I don't know about you but I'm here for the comments sections, i.e. to socialize. That counts as social media IMO. Socializing with random users and not followed accounts, is still socializing.

Social News aggregator = social media.

Its a webforum.

Webforums are not social media.

I totally disagree on both counts: forums are social media, and Lemmy is not a mere forum. Lemmy is a platform where people can create forums, and many of those forums (communities) exist mainly to socialize.

I'll give you that some forums (both on Lemmy and otherwise) that have a clear defined topic - such as tech support for a particular thing - are somewhat different from "social media", but even in those three are often regulars who use the forum to socialize with each other. Any forum with an "off-topic" subforum is social media in my book, in a very real sense (not just technically).

But hey, we can disagree on this and it's fine.

Engaging with people does not make it a social media platform.

A bathroom wall covered in graffiti messages is not social media.

an email is not social media.

text messages are not social media.

a brick with "Fuck You" written on it, thrown through a window, is not social media.

A restaurant you go to with friends is not social media.

A webforum is not social media.

IMs are not social media.

Just because you socialize on/in/at something, does not magically make it social media.. Because Social Media is a very specific type of thing.

Stop trying to make everything into freaking facebook.

facebook is social media, therefor friendica is social media

instagram is social media, therefor pixelfed is social media

twitter is social media, therefor mastodon is social media

at the VERY least, all the latter platforms can interact with each other via activity pub, as can lemmy. by interacting with lemmy, you’re making interactions with social media

social media isn’t just big tech - social media is a way of interacting with a system

is reddit social media? most people would say yes it definitely is… and this makes lemmy firmly social media

Getting people to agree to a mistaken, misinformed premise does not mean you are right.

Lest you also believe the world is a flat pancake and other various nuttery.

Also, you clearly know what the difference is, since your list of examples is nothing but social media.

Again. Stop trying to make everything social media. You have all the social media you need to fuel your need for attention, as is. You don't need to make non-social media into more of it.

Wikipedia: „Lemmy (social network) - Open source social media software“

Also: „Social media are interactive technologies that facilitate the creation, sharing and aggregation of content (such as ideas, interests, and other forms of expression) amongst virtual communities and networks.“ How does Lemmy not fit that description?

By your definition every single news comment section is social media, which is clearly a ridiculous suggestion. Webchat, irc, literally anywhere there’s a comment section. That’s just clearly incorrect and so broad as to be a completely useless definition.

There are degrees to social-media-ness. News comment sections have a very low amount of this. Lemmy has a lot.

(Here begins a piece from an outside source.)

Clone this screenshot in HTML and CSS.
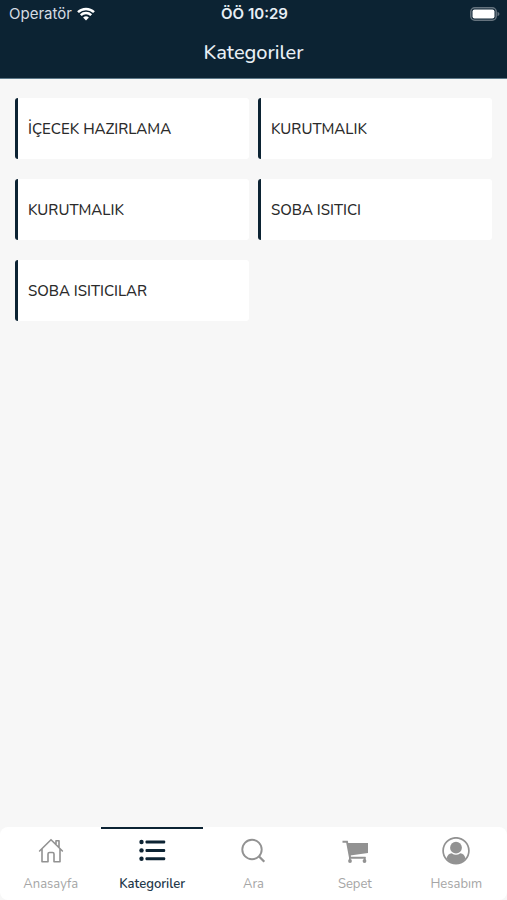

To clarify why I think Lemmy is not a forum: in my eyes, forums are set up by the admins, only the admins can decide which subforums exist and what's allowed in them. Lemmy and reddit are not simple forums because they allow any user to create a subforum and make those choices and decisions, that traditionally are reserved for admins. It's an extremely important difference and makes Lemmy much more of a general social platform and not a focused forum.

Lemmy has the ability to lock down forum creation, like on programming.dev which is the 8th largest lemmy site.

Social media has always been defined as being about people, not topics. People just don’t even try to use the right words though so you get ridiculous things like people calling something coincidental or unfortunate “ironic”.

A forum?? Which have existed for literal decades before social media was a thing? If you define literally anything social as social media then you’re defining the entire internet as social media which is just a useless definition.

https://programming.dev/comment/12069336

It’s called the “Fuck Texas” response to such a garbage law. And good luck enforcing it especially with federated sites.